_Stated exercise_
Tell how many lines have the string "index" in them, and write nothing besides the number.

_Data lines_

** START **

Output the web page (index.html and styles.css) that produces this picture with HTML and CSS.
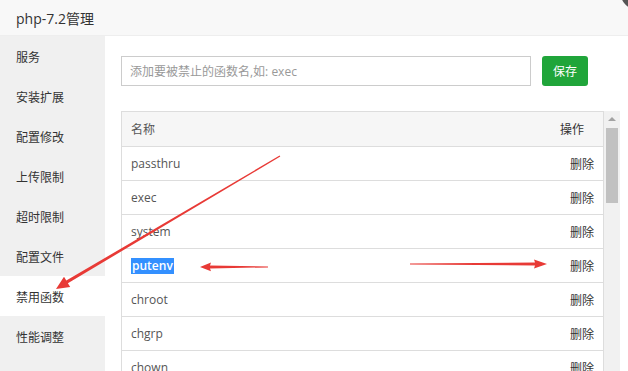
FILE: index.html
```html
<!DOCTYPE html>
<html lang="zh-CN">
<head>
  <meta charset="UTF-8" />
  <title>php-7.2管理</title>
  <link rel="stylesheet" href="styles.css">
</head>
<body>
  <div class="layer">
    <div class="layer-title">php-7.2管理</div>
    <span class="layer-close"></span>

    <div class="layer-body">
      <ul class="side-menu">
        <li>服务</li>
        <li>安装扩展</li>
        <li>配置修改</li>
        <li>上传限制</li>
        <li>超时限制</li>
        <li>配置文件</li>
        <li class="active">禁用函数</li>
        <li>性能调整</li>
      </ul>

      <div class="content">
        <div class="add-row">
          <input type="text" class="fn-input" placeholder="添加要被禁止的函数名,如: exec">
          <button class="btn-save">保存</button>
        </div>

        <div class="table-box">
          <div class="table-wrap">
            <table class="fn-table">
              <thead>
                <tr><th>名称</th><th class="op">操作</th></tr>
              </thead>
              <tbody>
                <tr><td>passthru</td><td class="op">删除</td></tr>
                <tr><td>exec</td><td class="op">删除</td></tr>
                <tr><td>system</td><td class="op">删除</td></tr>
                <tr><td><span class="selected">putenv</span></td><td class="op">删除</td></tr>
                <tr><td>chroot</td><td class="op">删除</td></tr>
                <tr><td>chgrp</td><td class="op">删除</td></tr>
                <tr><td>chown</td><td class="op">删除</td></tr>
              </tbody>
            </table>
          </div>
          <div class="scrollbar">
            <span class="scroll-up"></span>
            <span class="scroll-thumb"></span>
          </div>
        </div>
      </div>
    </div>

    <!-- annotation arrows drawn over the screenshot -->
    <svg class="marks" width="628" height="371" viewBox="0 0 628 371">
      <polygon fill="#e83a36" points="279.6,155.6 66.3,280.6 64,276.7 56,289 70.2,287.1 67.9,283.2 280.3,156.6"/>
      <polygon fill="#e83a36" points="268,266.5 210,265.6 211,262.6 200,267 211,271.2 210,268.4 268,267.4"/>
      <polygon fill="#e83a36" points="410,263.6 535,262.6 534,259.6 547,264 534,268.4 535,265.4 410,264.4"/>
    </svg>
  </div>
</body>
</html>
```

FILE: styles.css
```css
body {
  margin: 0;
  padding: 0;
  font-family: "Open Sans", "Noto Sans CJK SC", sans-serif;
  color: #333;
  background: #fff;
}

.layer {
  position: relative;
  width: 628px;
  height: 371px;
  overflow: hidden;
}

.layer-title {
  height: 35px;
  line-height: 37px;
  padding-left: 16px;
  font-size: 14px;
  color: #333;
  background-color: #f8f8f8;
  border-bottom: 1px solid #eee;
}

.layer-close {
  position: absolute;
  right: -23px;
  top: -21px;
  width: 30px;
  height: 30px;
  border-radius: 50%;
  background-color: #555;
}

.layer-body {
  display: flex;
  height: 335px;
}

.side-menu {
  width: 105px;
  margin: 0;
  padding: 0;
  list-style: none;
  background-color: #f0f0f0;
}

.side-menu li {
  height: 40px;
  line-height: 44px;
  overflow: hidden;
  padding-left: 16px;
  font-size: 12px;
  color: #333;
}

.side-menu li.active {
  background-color: #fff;
}

.content {
  flex: 1;
  padding: 20px 8px 0 16px;
}

.add-row {
  display: flex;
  align-items: center;
  gap: 11px;
}

.fn-input {
  width: 410px;
  height: 30px;
  box-sizing: border-box;
  padding: 0 8px;
  border: 1px solid #ccc;
  font-family: inherit;
  font-size: 12px;
  outline: none;
}

.fn-input::placeholder {
  color: #999;
}

.btn-save {
  width: 46px;
  height: 30px;
  border: none;
  border-radius: 3px;
  background-color: #20a53a;
  color: #fff;
  font-family: inherit;
  font-size: 12px;
  cursor: pointer;
}

.table-box {
  display: flex;
  margin-top: 25px;
}

.table-wrap {
  flex: 1;
  border: 1px solid #ddd;
  border-bottom: none;
}

.fn-table {
  width: 100%;
  border-collapse: collapse;
  font-size: 12px;
}

.fn-table th {
  height: 34px;
  padding: 0 9px;
  text-align: left;
  font-weight: normal;
  color: #555;
  background-color: #f6f6f6;
  border-bottom: 1px solid #ddd;
}

.fn-table th.op {
  padding-right: 19px;
}

.fn-table td {
  height: 33px;
  padding: 0 9px;
  color: #555;
  border-bottom: 1px solid #ddd;
}

.fn-table .op {
  text-align: right;
  color: #333;
}

.selected {
  display: inline-block;
  padding: 0 1px;
  line-height: 16px;
  font-weight: 600;
  color: #fff;
  background-color: #3390ff;
}

.scrollbar {
  position: relative;
  width: 16px;
  background-color: #f1f1f1;
}

.scroll-up {
  display: block;
  margin: 6px auto 0;
  width: 0;
  height: 0;
  border-left: 4px solid transparent;
  border-right: 4px solid transparent;
  border-bottom: 4px solid #a3a3a3;
}

.scroll-thumb {
  display: block;
  margin: 7px auto 0;
  width: 12px;
  height: 75px;
  background-color: #c1c1c1;
}

.marks {
  position: absolute;
  left: 0;
  top: 0;
  pointer-events: none;
}
```
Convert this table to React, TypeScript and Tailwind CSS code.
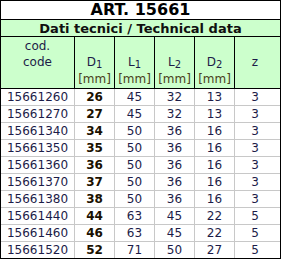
const ROWS: [string, string, string, string, string, string][] = [
  ["15661260", "26", "45", "32", "13", "3"],
  ["15661270", "27", "45", "32", "13", "3"],
  ["15661340", "34", "50", "36", "16", "3"],
  ["15661350", "35", "50", "36", "16", "3"],
  ["15661360", "36", "50", "36", "16", "3"],
  ["15661370", "37", "50", "36", "16", "3"],
  ["15661380", "38", "50", "36", "16", "3"],
  ["15661440", "44", "63", "45", "22", "5"],
  ["15661460", "46", "63", "45", "22", "5"],
  ["15661520", "52", "71", "50", "27", "5"],
];

const WIDTHS = ["w-[74px]", "w-[40px]", "w-[40px]", "w-[40px]", "w-[40px]", "w-[40px]"];

function Sym({ base, sub }: { base: string; sub: string }) {
  return (
    <span>
      {base}
      <span className="text-[10px] relative top-[2px]">{sub}</span>
    </span>
  );
}

function HeadCell({ base, sub }: { base: string; sub: string }) {
  return (
    <div className="w-[40px] flex flex-col justify-end items-center pb-[1px] border-r border-black leading-[16px]">
      <Sym base={base} sub={sub} />
      <span className="text-[#4a4020]">[mm]</span>
    </div>
  );
}

export default function App() {
  return (
    <div
      className="w-[281px] h-[259px] border border-black bg-white text-[12px] text-[#1c1c48]"
      style={{ fontFamily: '"DejaVu Sans", Verdana, sans-serif' }}
    >
      <div className="h-[19px] border-b border-black flex items-center justify-center font-bold text-[16px] text-black leading-none">
        ART. 15661
      </div>
      <div className="h-[17px] border-b border-black bg-[#ccffcc] flex items-center justify-center font-bold text-[13px] text-[#101010] leading-none">
        Dati tecnici / Technical data
      </div>
      <div className="h-[52px] border-b border-black bg-[#ccffcc] flex">
        <div className="w-[74px] flex flex-col items-center pt-[1px] border-r border-black leading-[16px]">
          <span>cod.</span>
          <span>code</span>
        </div>
        <HeadCell base="D" sub="1" />
        <HeadCell base="L" sub="1" />
        <HeadCell base="L" sub="2" />
        <HeadCell base="D" sub="2" />
        <div className="w-[40px] flex items-center justify-center pb-[1px]">z</div>
      </div>
      {ROWS.map((row, i) => (
        <div
          key={row[0]}
          className={`flex ${i < ROWS.length - 1 ? "h-[17px] border-b border-[#c8c8c8]" : "h-[16px]"}`}
        >
          {row.map((cell, j) => (
            <div
              key={j}
              className={`${WIDTHS[j]} flex items-center justify-center leading-none ${
                j < 5 ? "border-r border-[#c8c8c8]" : ""
              } ${j === 1 ? "font-bold text-[#1a1000]" : ""}`}
            >
              {cell}
            </div>
          ))}
        </div>
      ))}
    </div>
  );
}
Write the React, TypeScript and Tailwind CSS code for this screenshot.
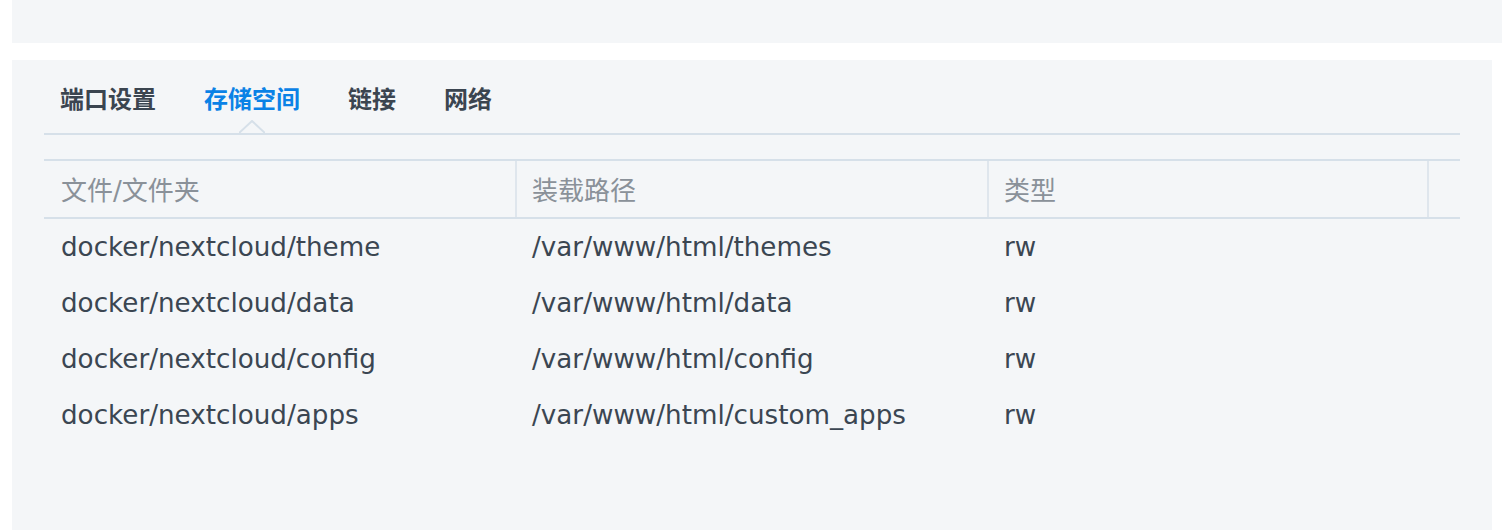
const tabs = ["端口设置", "存储空间", "链接", "网络"];

const volumes = [
  { folder: "docker/nextcloud/theme", mount: "/var/www/html/themes", type: "rw" },
  { folder: "docker/nextcloud/data", mount: "/var/www/html/data", type: "rw" },
  { folder: "docker/nextcloud/config", mount: "/var/www/html/config", type: "rw" },
  { folder: "docker/nextcloud/apps", mount: "/var/www/html/custom_apps", type: "rw" },
];

const cols = "grid grid-cols-[471px_472px_440px_1fr]";

export default function App() {
  return (
    <div className="h-[530px] w-[1502px] bg-white pl-[12px] font-['DejaVu_Sans','Noto_Sans_CJK_SC',sans-serif]">
      <div className="h-[43px] bg-[#f4f6f8]" />
      <div className="mr-[10px] mt-[17px] h-[470px] bg-[#f4f6f8] px-[32px]">
        {/* tab bar */}
        <div className="flex gap-[48px] border-b-2 border-[#d6e0e9] pb-[18px] pl-[16px] pt-[21px]">
          {tabs.map((t, i) => (
            <div
              key={t}
              className={`relative font-['Noto_Sans_CJK_SC',sans-serif] text-[24px] font-bold leading-[34px] ${
                i === 1 ? "text-[#0a82e6]" : "text-[#3b4550]"
              }`}
            >
              {t}
              {i === 1 && (
                <svg
                  className="absolute left-1/2 top-[39px] -ml-[13px]"
                  width="26"
                  height="14"
                  viewBox="0 0 26 14"
                >
                  <polyline points="0,13 13,1 26,13" fill="#f4f6f8" stroke="#d6e0e9" strokeWidth="2" />
                </svg>
              )}
            </div>
          ))}
        </div>

        {/* volume table */}
        <div className="mt-[24px] border-t-2 border-[#d6e0e9]">
          <div className={`${cols} h-[58px] border-b-2 border-[#d6e0e9] text-[26px] text-[#8a9199]`}>
            <div className="flex items-center pl-[17px] pt-[4px]">文件/文件夹</div>
            <div className="flex items-center border-l-2 border-[#dfe6ed] pl-[15px] pt-[4px]">装载路径</div>
            <div className="flex items-center border-l-2 border-[#dfe6ed] pl-[15px] pt-[4px]">类型</div>
            <div className="border-l-2 border-[#dfe6ed]" />
          </div>
          {volumes.map((v) => (
            <div key={v.folder} className={`${cols} h-[56px] items-center pt-[2px] text-[26.2px] text-[#3b4652]`}>
              <div className="pl-[17px]">{v.folder}</div>
              <div className="pl-[17px]">{v.mount}</div>
              <div className="pl-[17px]">{v.type}</div>
              <div />
            </div>
          ))}
        </div>
      </div>
    </div>
  );
}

** END **

_Solution_
2